EX-5.1 7 ex5-1.htm

 

EXHIBIT 5.1

 

TroyGould PC

1801 Century Park East, 16th Floor

Los Angeles, California 90067

 

June 26, 2018

 

Sigma Labs, Inc.

3900 Paseo del Sol

Santa Fe, New Mexico 87507

 

Re: Registration Statement on Form S-3 (Registration No. 333-225377)

 

Ladies and Gentlemen:

 

This opinion letter is furnished to you in connection with the above-referenced registration statement (the “Registration Statement”), the base prospectus dated June 14, 2018 (the “Base Prospectus”), the preliminary prospectus supplement dated June 21, 2018 (the “Preliminary Prospectus”) and the final prospectus supplement dated June 22, 2018 (the “Prospectus Supplement” and, collectively with the Base Prospectus and the Preliminary Prospectus, the “Prospectus”).

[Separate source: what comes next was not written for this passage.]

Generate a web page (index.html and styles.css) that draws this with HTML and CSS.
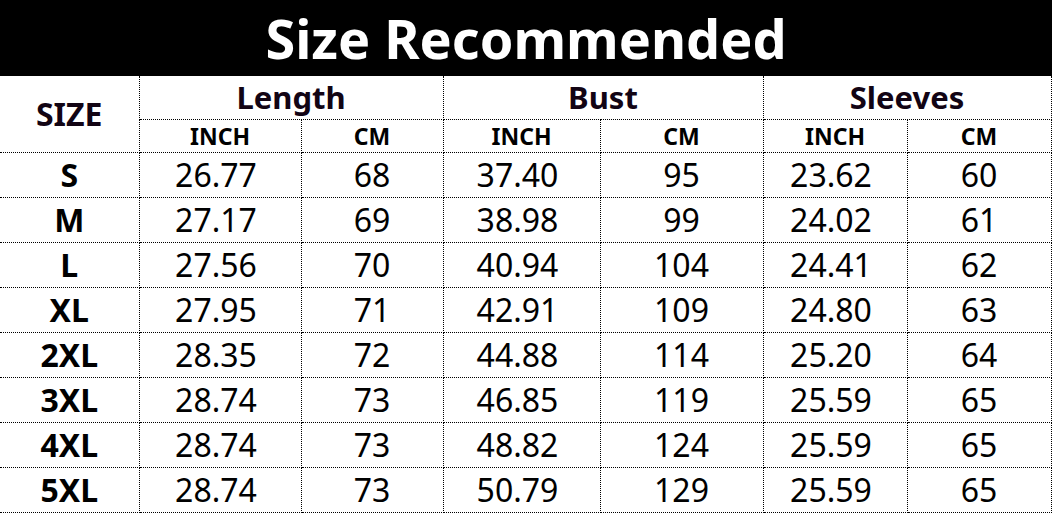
FILE: index.html
```html
<!DOCTYPE html>
<html>
<head>
<meta charset="utf-8">
<link rel="stylesheet" href="styles.css">
</head>
<body>
<div class="chart">
  <div class="title">Size Recommended</div>
  <table class="sizes">
    <colgroup>
      <col class="c-size"><col class="c1"><col class="c2"><col class="c3"><col class="c4"><col class="c5"><col class="c6">
    </colgroup>
    <thead>
      <tr class="group">
        <th rowspan="2" class="size-head">SIZE</th>
        <th colspan="2">Length</th>
        <th colspan="2">Bust</th>
        <th colspan="2">Sleeves</th>
      </tr>
      <tr class="units">
        <th>INCH</th><th>CM</th><th>INCH</th><th>CM</th><th>INCH</th><th>CM</th>
      </tr>
    </thead>
    <tbody>
      <tr><th>S</th><td class="in">26.77</td><td>68</td><td class="in">37.40</td><td>95</td><td class="in">23.62</td><td>60</td></tr>
      <tr><th>M</th><td class="in">27.17</td><td>69</td><td class="in">38.98</td><td>99</td><td class="in">24.02</td><td>61</td></tr>
      <tr><th>L</th><td class="in">27.56</td><td>70</td><td class="in">40.94</td><td>104</td><td class="in">24.41</td><td>62</td></tr>
      <tr><th>XL</th><td class="in">27.95</td><td>71</td><td class="in">42.91</td><td>109</td><td class="in">24.80</td><td>63</td></tr>
      <tr><th>2XL</th><td class="in">28.35</td><td>72</td><td class="in">44.88</td><td>114</td><td class="in">25.20</td><td>64</td></tr>
      <tr><th>3XL</th><td class="in">28.74</td><td>73</td><td class="in">46.85</td><td>119</td><td class="in">25.59</td><td>65</td></tr>
      <tr><th>4XL</th><td class="in">28.74</td><td>73</td><td class="in">48.82</td><td>124</td><td class="in">25.59</td><td>65</td></tr>
      <tr><th>5XL</th><td class="in">28.74</td><td>73</td><td class="in">50.79</td><td>129</td><td class="in">25.59</td><td>65</td></tr>
    </tbody>
  </table>
</div>
</body>
</html>
```
FILE: styles.css
```css
html, body {
  margin: 0;
  padding: 0;
  background: #fff;
}
.chart {
  width: 1052px;
  font-family: "Noto Sans", "Open Sans", sans-serif;
  color: #000;
}
.title {
  height: 76px;
  background: #000;
  color: #fff;
  font-weight: 700;
  font-size: 54px;
  line-height: 76px;
  text-align: center;
}
.sizes {
  width: 1051px;
  border-collapse: collapse;
  table-layout: fixed;
}
.c-size { width: 139px; }
.c1 { width: 162px; }
.c2 { width: 142px; }
.c3 { width: 157px; }
.c4 { width: 163px; }
.c5 { width: 144px; }
.c6 { width: 144px; }
.sizes th, .sizes td {
  border: 1px dotted #000;
  padding: 0;
  text-align: center;
  vertical-align: middle;
}
.sizes tr:first-child th { border-top: none; }
.sizes th:first-child { border-left: none; }
.group th {
  height: 43px;
  font-size: 31px;
  font-weight: 700;
  color: #120414;
  line-height: 1;
}
.group .size-head {
  font-size: 32px;
}
.units th {
  height: 32px;
  font-size: 23px;
  font-weight: 700;
  line-height: 1;
}
tbody tr { height: 45px; }
tbody th {
  font-size: 32px;
  font-weight: 700;
  line-height: 1;
}
tbody td {
  font-size: 32px;
  font-weight: 400;
  line-height: 1;
}
tbody td.in {
  padding-right: 8px;
}
```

The Prospectus relates to the offer and sale by Sigma Labs, Inc. (the “Company”) of an aggregate of up to (i) 2,390,000 shares (the “Common Shares”) of the Company’s common stock, par value $0.001 per share (“Common Stock”), (ii) warrants (the “Warrants”) to purchase up to an aggregate of 717,000 shares (the “Warrant Shares”) of Common Stock, (iii) 1,500 shares of Series C Convertible Preferred Stock, par value $0.001 per share, of the Company (the “Preferred Shares”), and (iv) 1,500,000 shares of Common Stock issuable upon conversion of the Preferred Shares (the “Conversion Shares”). The Common Shares, the Warrants, the Warrant Shares, the Preferred Shares, and the Conversion Shares are covered by the Registration Statement. We understand that the Common Shares, the Warrants, the Warrant Shares, the Preferred Shares, and the Conversion Shares (collectively, the “Securities”) are to be offered and sold in the manner described in the Prospectus. Without limiting the generality of the foregoing, for each Preferred Share sold pursuant to the Prospectus, the Company will sell 1,000 less Common Shares.

 

We have acted as counsel for the Company in connection with the offer and sale of the Securities. For purposes of this opinion letter, we have examined and relied upon the Registration Statement, the Prospectus and such other documents, records, certificates and other instruments as we have deemed necessary or appropriate.

 

The opinion expressed below is limited to the United States federal laws and Nevada General Corporation Law, including the applicable provisions of the Nevada Constitution, and the reported judicial decisions interpreting those laws.

 

   
 

 

Sigma Labs, Inc.

June 26, 2018

Page 2

 

Based upon and subject to the foregoing, we are of the opinion that (i) the Common Shares and the Preferred Shares are duly authorized and, when issued and delivered by the Company against payment therefor as described in the Prospectus, will be validly issued, fully paid and non-assessable, (ii) the Warrants are duly authorized and, provided that the Warrants have been duly executed by the Company and duly delivered to the purchasers thereof as described in the Prospectus, will be valid and legally binding obligations of the Company, enforceable against the Company in accordance with their terms, (iii) the Warrant Shares, when issued and delivered by the Company against payment therefor as described in the Prospectus, will be duly and validly issued, fully paid and non-assessable, and (iv) the Conversion Shares, when issued and delivered by the Company as described in the Prospectus, will be duly and validly issued, fully paid and non-assessable.

 

We hereby consent to your filing this opinion as an exhibit to a Current Report on Form 8-K to be incorporated by reference in the Registration Statement and to the use of our name under the caption “Legal Matters” in the Prospectus. Our consent shall not be deemed an admission that we are experts whose consent is required under Section 7 of the Securities Act of 1933, as amended, or the rules and regulations of the Securities and Exchange Commission thereunder.

 

This opinion may be used only in connection with the offer and sale of the Securities while the Registration Statement remains effective.